▸ Written request: Show, in full, each line of the data that contains "components".

--- BEGIN ---

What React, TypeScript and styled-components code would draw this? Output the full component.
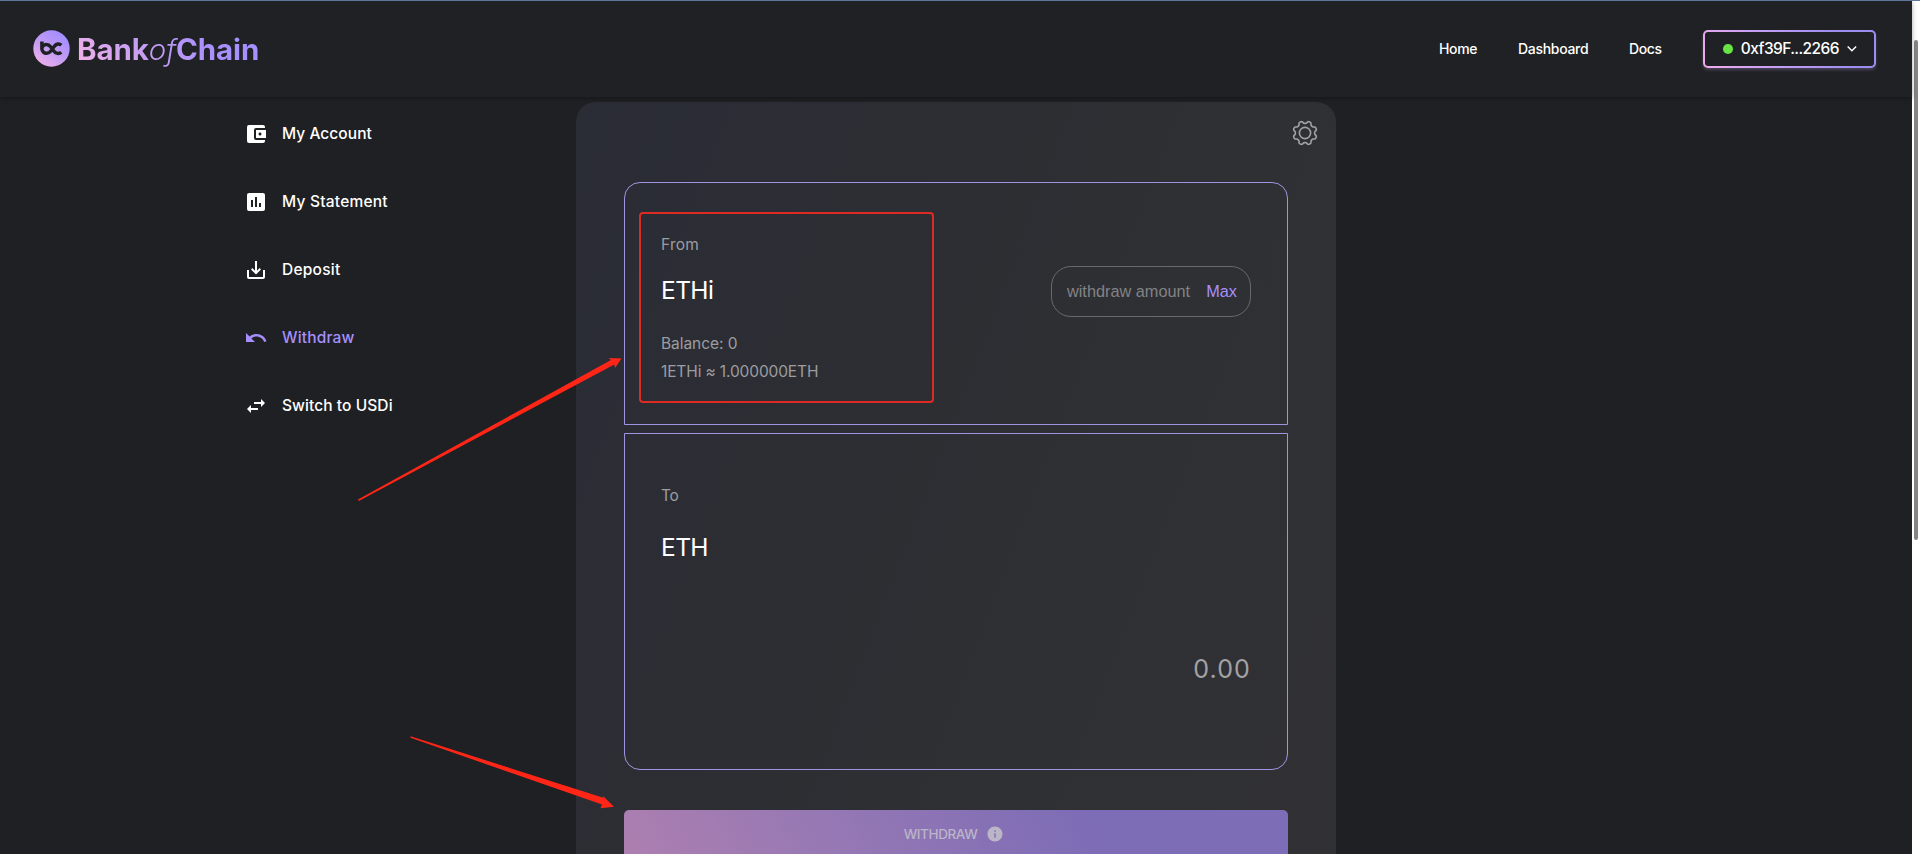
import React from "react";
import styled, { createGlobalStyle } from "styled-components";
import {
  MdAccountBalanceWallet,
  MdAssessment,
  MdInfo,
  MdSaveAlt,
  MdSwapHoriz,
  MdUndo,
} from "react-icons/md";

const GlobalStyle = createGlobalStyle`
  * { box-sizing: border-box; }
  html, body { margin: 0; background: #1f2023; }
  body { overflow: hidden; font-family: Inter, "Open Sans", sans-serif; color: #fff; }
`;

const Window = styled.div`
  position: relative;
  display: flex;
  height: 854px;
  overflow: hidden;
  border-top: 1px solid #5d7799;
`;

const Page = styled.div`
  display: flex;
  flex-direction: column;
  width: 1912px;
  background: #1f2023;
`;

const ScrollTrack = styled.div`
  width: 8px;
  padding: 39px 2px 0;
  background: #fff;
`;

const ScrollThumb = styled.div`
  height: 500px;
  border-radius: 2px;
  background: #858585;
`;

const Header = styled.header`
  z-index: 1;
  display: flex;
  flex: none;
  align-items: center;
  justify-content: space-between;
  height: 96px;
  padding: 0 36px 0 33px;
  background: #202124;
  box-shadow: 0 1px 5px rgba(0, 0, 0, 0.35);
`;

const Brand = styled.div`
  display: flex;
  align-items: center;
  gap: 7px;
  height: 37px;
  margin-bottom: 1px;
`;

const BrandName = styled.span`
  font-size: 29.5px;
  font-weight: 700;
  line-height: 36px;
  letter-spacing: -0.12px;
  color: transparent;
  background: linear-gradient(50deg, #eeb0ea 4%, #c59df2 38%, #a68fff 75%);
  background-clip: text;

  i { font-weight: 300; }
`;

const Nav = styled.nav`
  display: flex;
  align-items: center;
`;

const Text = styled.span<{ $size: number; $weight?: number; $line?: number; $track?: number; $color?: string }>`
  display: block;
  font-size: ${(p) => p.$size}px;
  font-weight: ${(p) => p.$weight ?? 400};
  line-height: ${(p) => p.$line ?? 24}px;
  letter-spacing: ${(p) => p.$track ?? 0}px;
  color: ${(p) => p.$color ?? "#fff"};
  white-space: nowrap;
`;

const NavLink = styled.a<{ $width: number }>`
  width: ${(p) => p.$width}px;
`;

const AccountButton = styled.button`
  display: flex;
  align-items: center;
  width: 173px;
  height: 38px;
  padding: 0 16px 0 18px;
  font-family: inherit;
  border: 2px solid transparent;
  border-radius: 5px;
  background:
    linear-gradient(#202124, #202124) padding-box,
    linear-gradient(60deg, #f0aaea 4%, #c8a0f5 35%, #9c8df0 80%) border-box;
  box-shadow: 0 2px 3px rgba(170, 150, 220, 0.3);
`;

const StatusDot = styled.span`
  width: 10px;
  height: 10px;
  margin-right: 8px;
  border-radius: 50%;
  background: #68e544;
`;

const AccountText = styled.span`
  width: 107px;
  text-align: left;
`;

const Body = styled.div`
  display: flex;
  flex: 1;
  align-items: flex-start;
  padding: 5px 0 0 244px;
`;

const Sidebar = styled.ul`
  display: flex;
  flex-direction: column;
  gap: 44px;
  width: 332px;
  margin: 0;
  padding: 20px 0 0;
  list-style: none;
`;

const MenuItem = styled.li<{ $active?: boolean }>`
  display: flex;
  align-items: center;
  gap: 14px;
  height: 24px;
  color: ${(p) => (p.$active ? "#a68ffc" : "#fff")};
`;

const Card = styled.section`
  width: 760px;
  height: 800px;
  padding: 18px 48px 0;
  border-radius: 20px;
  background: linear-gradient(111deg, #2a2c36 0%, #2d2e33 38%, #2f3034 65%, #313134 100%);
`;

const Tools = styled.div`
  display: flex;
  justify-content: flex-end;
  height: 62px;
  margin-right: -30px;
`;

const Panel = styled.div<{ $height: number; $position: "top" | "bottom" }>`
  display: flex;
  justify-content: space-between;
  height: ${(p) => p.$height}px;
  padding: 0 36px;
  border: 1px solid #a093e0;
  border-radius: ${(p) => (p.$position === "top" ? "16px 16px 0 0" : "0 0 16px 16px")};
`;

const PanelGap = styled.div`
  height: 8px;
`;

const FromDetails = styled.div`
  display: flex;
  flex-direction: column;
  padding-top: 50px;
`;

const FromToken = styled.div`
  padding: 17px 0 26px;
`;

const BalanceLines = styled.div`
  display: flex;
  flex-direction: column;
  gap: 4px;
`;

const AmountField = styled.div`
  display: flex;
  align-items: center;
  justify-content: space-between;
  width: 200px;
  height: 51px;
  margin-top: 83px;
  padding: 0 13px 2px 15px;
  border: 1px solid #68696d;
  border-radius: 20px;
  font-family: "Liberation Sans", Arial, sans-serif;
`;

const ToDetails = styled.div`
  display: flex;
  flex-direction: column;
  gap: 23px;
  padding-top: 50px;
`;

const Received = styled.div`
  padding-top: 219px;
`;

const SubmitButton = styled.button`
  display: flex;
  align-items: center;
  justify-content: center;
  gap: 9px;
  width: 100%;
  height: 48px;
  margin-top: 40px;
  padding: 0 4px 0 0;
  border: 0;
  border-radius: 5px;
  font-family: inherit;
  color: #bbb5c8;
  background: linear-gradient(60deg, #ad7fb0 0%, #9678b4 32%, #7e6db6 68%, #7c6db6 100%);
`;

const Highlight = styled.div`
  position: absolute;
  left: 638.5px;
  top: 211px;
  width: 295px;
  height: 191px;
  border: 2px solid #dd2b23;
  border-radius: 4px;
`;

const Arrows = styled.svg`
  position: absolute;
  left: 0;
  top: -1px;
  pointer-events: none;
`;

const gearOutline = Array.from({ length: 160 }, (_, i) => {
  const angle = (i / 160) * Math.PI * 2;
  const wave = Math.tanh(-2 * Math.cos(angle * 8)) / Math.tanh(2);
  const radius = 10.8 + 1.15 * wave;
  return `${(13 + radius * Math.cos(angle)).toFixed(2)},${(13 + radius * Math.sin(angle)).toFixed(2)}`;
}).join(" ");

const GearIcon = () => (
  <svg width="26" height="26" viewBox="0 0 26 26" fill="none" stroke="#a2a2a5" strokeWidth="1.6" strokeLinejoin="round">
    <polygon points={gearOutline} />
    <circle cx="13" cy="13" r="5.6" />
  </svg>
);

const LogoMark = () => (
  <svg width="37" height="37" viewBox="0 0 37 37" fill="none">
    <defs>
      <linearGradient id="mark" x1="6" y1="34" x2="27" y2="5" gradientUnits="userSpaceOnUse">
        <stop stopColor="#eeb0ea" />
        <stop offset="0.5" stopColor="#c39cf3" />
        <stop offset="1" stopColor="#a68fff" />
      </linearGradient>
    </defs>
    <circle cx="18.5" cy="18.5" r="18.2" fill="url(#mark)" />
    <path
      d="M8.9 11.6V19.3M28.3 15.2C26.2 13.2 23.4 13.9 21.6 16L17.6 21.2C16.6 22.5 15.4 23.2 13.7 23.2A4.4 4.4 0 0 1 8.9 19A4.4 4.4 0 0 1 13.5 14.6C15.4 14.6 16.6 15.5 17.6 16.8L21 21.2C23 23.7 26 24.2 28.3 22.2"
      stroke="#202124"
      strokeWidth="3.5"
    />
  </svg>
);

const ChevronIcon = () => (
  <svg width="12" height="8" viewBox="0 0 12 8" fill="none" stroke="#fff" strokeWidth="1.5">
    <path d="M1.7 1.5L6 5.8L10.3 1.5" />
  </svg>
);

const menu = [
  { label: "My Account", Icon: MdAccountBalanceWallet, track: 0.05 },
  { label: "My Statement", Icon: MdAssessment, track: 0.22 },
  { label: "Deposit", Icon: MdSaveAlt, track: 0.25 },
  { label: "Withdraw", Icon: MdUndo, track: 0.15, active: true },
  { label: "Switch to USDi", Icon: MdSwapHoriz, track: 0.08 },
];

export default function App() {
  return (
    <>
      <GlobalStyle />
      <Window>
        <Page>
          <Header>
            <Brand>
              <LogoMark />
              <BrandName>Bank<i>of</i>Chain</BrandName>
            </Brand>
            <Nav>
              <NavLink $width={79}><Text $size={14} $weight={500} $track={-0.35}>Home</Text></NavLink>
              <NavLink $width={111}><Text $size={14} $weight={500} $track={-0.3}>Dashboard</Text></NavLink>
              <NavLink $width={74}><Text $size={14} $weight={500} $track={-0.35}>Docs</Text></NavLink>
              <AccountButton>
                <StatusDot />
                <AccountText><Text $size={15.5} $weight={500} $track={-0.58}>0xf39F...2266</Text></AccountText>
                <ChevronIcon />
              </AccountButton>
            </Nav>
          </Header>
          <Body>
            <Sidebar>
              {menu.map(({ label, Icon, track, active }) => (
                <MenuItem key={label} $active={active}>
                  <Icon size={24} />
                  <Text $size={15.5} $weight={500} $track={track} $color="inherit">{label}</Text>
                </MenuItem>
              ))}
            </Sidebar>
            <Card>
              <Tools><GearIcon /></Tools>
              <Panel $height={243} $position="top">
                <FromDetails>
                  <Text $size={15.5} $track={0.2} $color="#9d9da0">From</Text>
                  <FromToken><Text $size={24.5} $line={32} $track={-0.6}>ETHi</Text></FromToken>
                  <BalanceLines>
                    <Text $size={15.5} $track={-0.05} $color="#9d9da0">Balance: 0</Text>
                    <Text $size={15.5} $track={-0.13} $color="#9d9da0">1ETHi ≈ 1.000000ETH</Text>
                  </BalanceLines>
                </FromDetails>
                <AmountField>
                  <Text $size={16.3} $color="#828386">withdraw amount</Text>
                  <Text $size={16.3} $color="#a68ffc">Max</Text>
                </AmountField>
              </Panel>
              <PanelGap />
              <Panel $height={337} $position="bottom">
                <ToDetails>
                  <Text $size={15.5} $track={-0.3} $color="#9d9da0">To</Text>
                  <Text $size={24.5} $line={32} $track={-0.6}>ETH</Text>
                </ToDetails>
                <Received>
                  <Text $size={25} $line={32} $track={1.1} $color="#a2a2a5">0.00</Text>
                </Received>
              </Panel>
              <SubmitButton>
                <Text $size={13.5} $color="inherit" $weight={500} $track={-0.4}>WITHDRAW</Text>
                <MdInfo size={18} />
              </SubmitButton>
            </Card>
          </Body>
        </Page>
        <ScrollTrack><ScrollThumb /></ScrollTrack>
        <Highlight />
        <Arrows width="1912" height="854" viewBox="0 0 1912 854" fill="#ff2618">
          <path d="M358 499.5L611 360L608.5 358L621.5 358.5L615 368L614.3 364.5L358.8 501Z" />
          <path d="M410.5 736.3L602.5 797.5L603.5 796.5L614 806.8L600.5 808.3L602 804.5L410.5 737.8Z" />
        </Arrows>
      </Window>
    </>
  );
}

--- END ---

▸ Written answer:
What React, TypeScript and styled-components code would draw this? Output the full component.
import styled, { createGlobalStyle } from "styled-components";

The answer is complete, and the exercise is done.